Kim był Gus? Miłym, wrażliwym biznesmenem, właścicielem sieci kilkunastu restauracji który mieszka w domku jednorodzinnym i jeździ kilkuletnim volvo.
Więc po co mu był ten cały lewy interes, wymagający dodatkowego wysiłku i niezbyt bezpieczny skoro Gus nie używa i nawet nie może użyć pieniędzy które na tym zarobił. Wątpię, że jego sieć wyprała by do jego naturalnej śmierci wszystkie pieniądze które zarobił razem z Waltem przez ten niezbyt długi czas. Inaczej pisząc, po co być baronem narkotykowym jeśli sieć restauracji bez problemu zapewni życie na tym samym poziomie co bez narkotyków?
Jest to dla mnie największa nieścisłość jeżeli chodzi o postać Fringa. Równie ciekawa jest jego przeszłość. W czwartym sezonie dowiadujemy się, że życie ocaliła mu jego historia z Chile. Jednak ku mojej ciekawości nie wyjaśniono nic więcej.
zamiast robic spin offa o Saulu mogliby zrobic wlasnie o Gustavo. dla mnie to byla jedna z najlepszych postaci w tym serialu.
Tak, to byłby ciekawy serial - jak Gustvo zbudował swoje imperium. Byłby i Mike, którego tak niektórym brakuje. No i wyjaśniłoby się wszystko z jego przeszłości.
I tutaj nam się zaczyna tworzyć coś na kształt Expanded Universe dla Gwiezdnych Wojen.

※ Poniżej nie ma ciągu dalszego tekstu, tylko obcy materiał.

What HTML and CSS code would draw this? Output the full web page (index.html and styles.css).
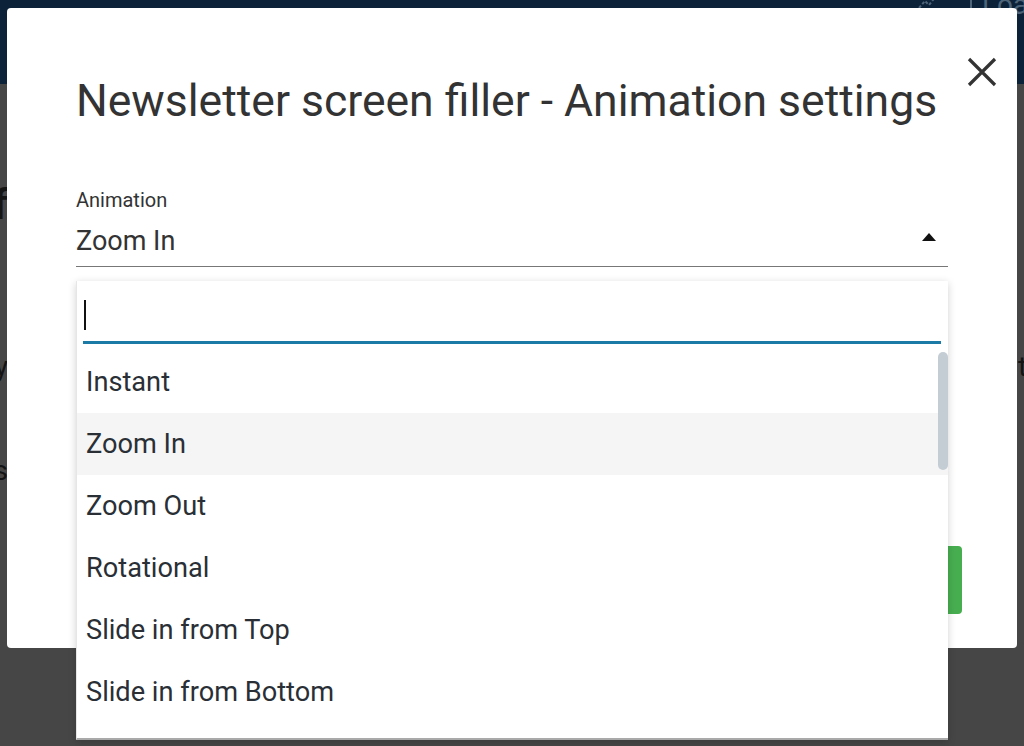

Jest mnóstwo wątków, które można pociągnąć w inny sposób niż kolejne seriale. Książki, komiksy, filmy. Wydaje mi się, że w BB, w tym momencie jest bardzo duży potencjał na rozrośnięcie się właśnie w ten sposób, choć to jest droga głównie dla gadżeciaży i geeków. Jestem ciekaw jaką drogę obiorą producenci. A przede wszystkim Vince, czy będzie pisał ew. scenariusze.
Ach. Mam przed oczami Giligana na swoim własnym ranczu ;) (fani SW wiedzą o czym mówię).
Tak czy inaczej mam cichą nadzieję, że jakieś nowe historie do nas dotrą, niekoniecznie z ABQ. Może właśnie Chile, Meksyk, (nie wiem skąd pochodził Mike), Niemcy?